# [Given exercise]
List each line of the data that holds the string "code", please.

# [Data supplied]
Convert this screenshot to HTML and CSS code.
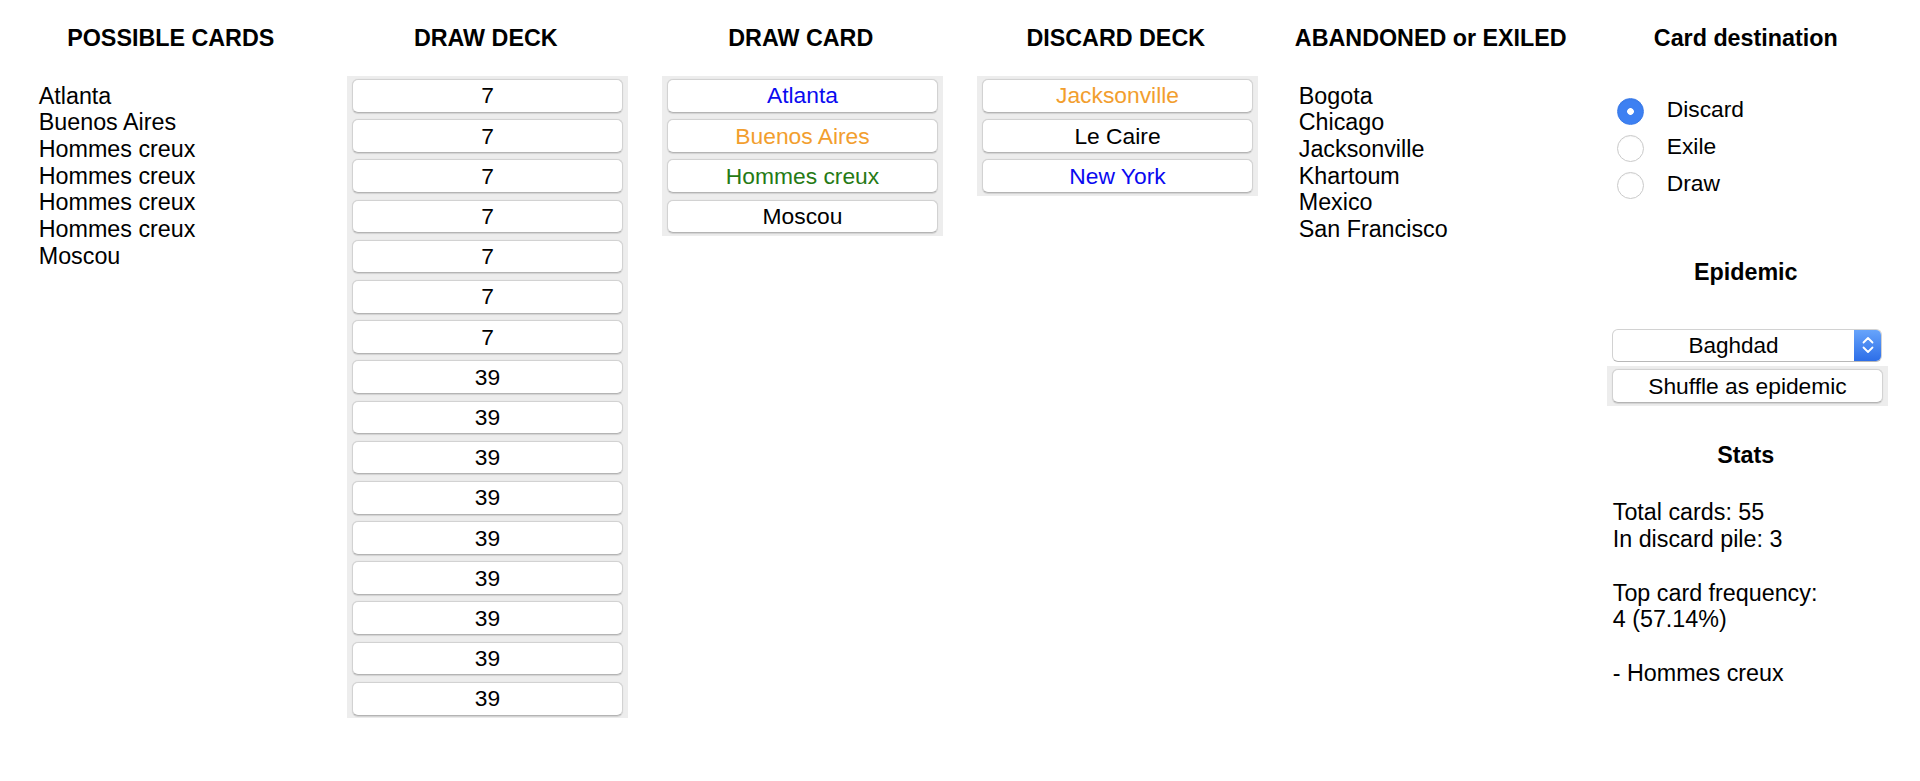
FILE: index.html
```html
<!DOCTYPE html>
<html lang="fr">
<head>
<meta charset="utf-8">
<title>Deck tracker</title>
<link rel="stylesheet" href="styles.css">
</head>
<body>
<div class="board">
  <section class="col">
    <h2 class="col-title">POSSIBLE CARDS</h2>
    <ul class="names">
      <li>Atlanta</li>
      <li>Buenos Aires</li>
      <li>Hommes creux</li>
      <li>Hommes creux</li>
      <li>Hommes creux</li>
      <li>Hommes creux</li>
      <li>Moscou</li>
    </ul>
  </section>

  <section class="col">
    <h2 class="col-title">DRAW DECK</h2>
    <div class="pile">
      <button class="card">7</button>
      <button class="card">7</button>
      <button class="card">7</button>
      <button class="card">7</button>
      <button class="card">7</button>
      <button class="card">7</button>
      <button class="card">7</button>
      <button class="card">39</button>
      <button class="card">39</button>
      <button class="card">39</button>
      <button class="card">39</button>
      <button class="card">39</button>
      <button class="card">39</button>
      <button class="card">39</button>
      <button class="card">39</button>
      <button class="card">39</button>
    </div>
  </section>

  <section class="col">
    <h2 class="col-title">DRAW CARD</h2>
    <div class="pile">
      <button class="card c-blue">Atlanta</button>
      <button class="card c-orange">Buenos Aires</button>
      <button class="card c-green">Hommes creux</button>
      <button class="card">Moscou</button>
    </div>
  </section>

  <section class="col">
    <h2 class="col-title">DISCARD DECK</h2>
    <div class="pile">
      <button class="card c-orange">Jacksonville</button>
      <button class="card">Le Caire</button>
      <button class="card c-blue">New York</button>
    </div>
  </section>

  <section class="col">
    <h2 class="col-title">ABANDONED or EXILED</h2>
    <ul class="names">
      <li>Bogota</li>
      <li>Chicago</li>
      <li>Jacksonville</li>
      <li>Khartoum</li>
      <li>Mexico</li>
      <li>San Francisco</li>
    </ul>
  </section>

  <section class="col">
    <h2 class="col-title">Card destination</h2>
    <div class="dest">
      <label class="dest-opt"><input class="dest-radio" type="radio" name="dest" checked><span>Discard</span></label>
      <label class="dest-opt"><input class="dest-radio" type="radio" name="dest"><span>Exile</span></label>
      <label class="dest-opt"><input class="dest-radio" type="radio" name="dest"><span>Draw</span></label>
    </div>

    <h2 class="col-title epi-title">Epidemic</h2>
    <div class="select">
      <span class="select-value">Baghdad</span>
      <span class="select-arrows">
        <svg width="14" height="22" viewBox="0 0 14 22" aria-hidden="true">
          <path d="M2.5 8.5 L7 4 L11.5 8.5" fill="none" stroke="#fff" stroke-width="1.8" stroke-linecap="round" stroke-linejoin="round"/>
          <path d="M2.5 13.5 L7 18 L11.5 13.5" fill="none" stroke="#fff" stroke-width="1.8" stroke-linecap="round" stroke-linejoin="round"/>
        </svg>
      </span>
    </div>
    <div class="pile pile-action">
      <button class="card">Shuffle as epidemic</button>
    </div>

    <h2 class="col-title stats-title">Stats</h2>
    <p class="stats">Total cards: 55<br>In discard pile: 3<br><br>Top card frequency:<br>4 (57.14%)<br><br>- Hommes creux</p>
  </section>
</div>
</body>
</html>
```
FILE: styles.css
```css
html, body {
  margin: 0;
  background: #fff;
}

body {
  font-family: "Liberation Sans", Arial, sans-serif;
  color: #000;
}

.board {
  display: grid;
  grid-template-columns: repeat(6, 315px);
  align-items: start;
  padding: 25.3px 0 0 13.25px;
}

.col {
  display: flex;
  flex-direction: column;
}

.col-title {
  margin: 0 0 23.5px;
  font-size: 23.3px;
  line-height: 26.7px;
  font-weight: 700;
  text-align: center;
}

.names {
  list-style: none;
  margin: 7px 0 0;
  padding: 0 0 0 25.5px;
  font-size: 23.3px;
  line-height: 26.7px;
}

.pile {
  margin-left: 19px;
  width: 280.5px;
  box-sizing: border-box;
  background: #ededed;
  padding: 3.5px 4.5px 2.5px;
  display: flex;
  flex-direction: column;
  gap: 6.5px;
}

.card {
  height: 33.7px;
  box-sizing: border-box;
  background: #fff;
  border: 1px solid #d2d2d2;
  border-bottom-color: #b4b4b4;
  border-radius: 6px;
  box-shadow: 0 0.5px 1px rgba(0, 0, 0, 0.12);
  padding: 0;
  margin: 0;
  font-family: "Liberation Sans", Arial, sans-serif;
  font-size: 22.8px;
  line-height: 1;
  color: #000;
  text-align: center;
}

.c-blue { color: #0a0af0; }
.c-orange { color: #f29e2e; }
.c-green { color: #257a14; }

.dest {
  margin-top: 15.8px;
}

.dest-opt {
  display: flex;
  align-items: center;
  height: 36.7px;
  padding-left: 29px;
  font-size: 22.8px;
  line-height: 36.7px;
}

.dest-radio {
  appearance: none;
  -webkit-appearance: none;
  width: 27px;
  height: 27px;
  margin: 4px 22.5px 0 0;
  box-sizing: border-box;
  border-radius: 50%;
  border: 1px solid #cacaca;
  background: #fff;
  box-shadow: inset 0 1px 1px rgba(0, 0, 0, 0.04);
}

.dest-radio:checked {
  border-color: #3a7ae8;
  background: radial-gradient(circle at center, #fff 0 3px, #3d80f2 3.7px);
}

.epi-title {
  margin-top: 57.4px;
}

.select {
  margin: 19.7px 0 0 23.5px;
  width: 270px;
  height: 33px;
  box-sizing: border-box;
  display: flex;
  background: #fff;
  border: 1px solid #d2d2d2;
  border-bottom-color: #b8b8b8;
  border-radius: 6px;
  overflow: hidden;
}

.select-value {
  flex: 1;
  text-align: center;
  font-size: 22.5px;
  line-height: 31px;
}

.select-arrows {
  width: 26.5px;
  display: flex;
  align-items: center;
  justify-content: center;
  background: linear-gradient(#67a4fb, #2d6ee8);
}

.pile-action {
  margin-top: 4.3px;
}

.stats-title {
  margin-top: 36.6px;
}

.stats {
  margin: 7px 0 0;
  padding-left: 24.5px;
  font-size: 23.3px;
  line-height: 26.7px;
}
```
--
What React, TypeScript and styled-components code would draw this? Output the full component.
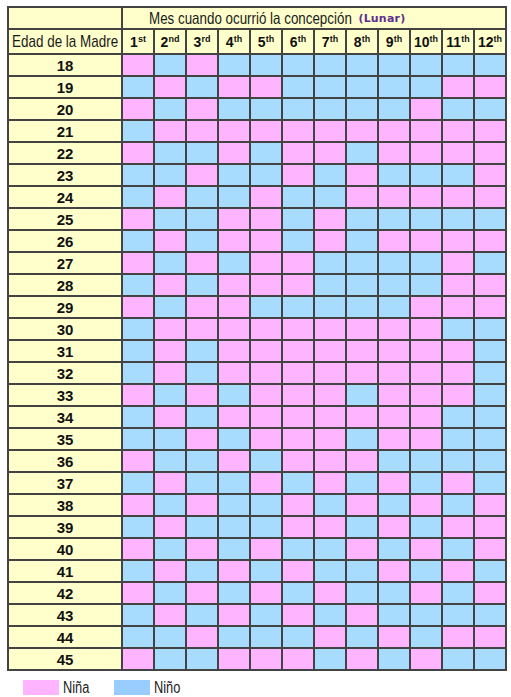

# [Task result]
Convert this screenshot to HTML and CSS code.
What React, TypeScript and styled-components code would draw this? Output the full component.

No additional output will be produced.